Excel BI - Excel Challenge 936

excel-challenges
excel-formulas
🔰 Extract surname, first name, and ID from mixed free-text strings.
Published

March 23, 2026

Illustration for Excel BI - Excel Challenge 936

Challenge Description

🔰 Extract Surname, First Name and ID.

Solutions

library(tidyverse)
library(readxl)

path <- "900-999/936/936 Extract Name ID.xlsx"
input <- read_excel(path, range = "A2:A11")
test <- read_excel(path, range = "C2:E19")

pattern <- "([A-Z]+)\\s+([A-Z]+)\\s+\\((\\d+)\\)"

result <- input |>
  drop_na() |>
  mutate(matches = str_extract_all(Data, pattern)) |>
  unnest(matches) |>
  mutate(
    Surname = str_match(matches, pattern)[, 2],
    `First Name` = str_match(matches, pattern)[, 3],
    ID = as.integer(str_match(matches, pattern)[, 4])
  ) |>
  select(Surname, `First Name`, ID)

all.equal(result, test)
# [1] TRUE
  • Logic:

    • Define one regex pattern that matches SURNAME FIRSTNAME (ID).

    • Extract all matches from each text row.

    • Expand those matches into separate rows.

    • Parse each match into surname, first name, and ID.

  • Strengths:

    • Pattern-Driven:

      • The solution ignores delimiters and focuses only on valid person records.
    • Handles Multiple Entities per Row:

      • str_extract_all() plus unnest() makes multi-record rows easy to process.
    • Compact Workflow:

      • The full extraction lives in one tidy pipeline.
  • Areas for Improvement:

    • Pattern Assumptions:

      • The regex assumes names are uppercase and single-token on both sides.
  • Gem:

    • Extracting entities directly by pattern is much cleaner than trying to split on inconsistent separators.
import pandas as pd
import re

path = "900-999/936/936 Extract Name ID.xlsx"
input_df = pd.read_excel(path, usecols="A", skiprows=1, nrows=10, header=0)
test = pd.read_excel(path, usecols="C:E", skiprows=1, nrows=18, header=0)

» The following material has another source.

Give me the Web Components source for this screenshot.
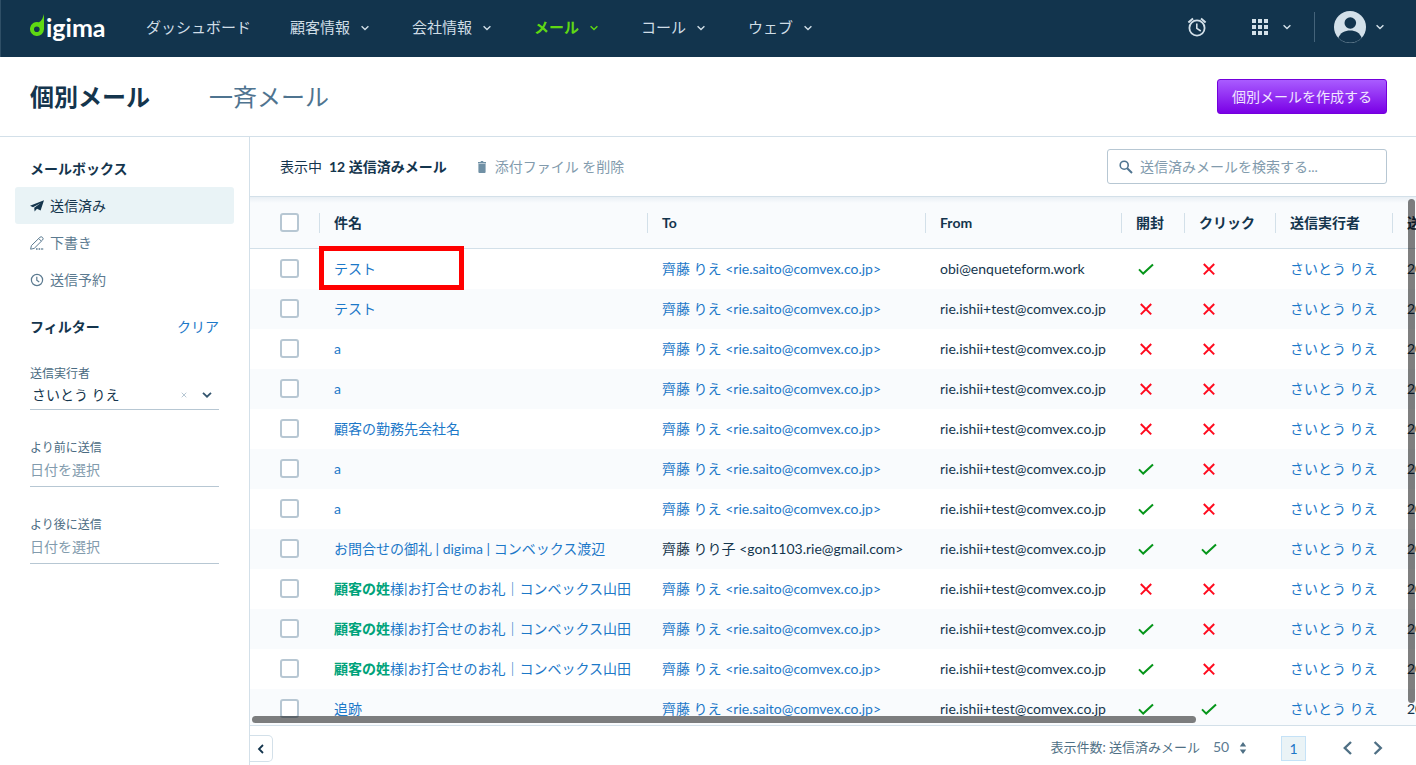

pattern = r'([A-Z]+)\s+([A-Z]+)\s+\((\d+)\)'

records = []
for val in input_df["Data"].dropna():
    for m in re.finditer(pattern, val):
        records.append({"Surname": m.group(1), "First Name": m.group(2), "ID": int(m.group(3))})

result = pd.DataFrame(records).reset_index(drop=True)

print(result.equals(test))
# True
  • Logic:

    • Define a regex with three capture groups.

    • Scan each text row for all person-pattern matches.

    • Extract surname, first name, and ID from each match.

    • Build the final table from the extracted records.

  • Strengths:

    • Explicit Match Handling:

      • re.finditer() makes each extracted record easy to inspect.
    • Robust Against Delimiter Noise:

      • Slashes, dashes, and stars do not matter because the pattern targets the records themselves.
    • Clean Output Construction:

      • The result dataframe is assembled directly from parsed entities.
  • Areas for Improvement:

    • Hard-Coded Name Format:

      • The regex would need extension for more complex names.
  • Gem:

    • Going after the entity pattern instead of the separators is the smart simplification.

Difficulty Level

This task is moderate:

  • Requires regex extraction with multiple entities per row.

  • Involves turning semi-structured text into a normalized table.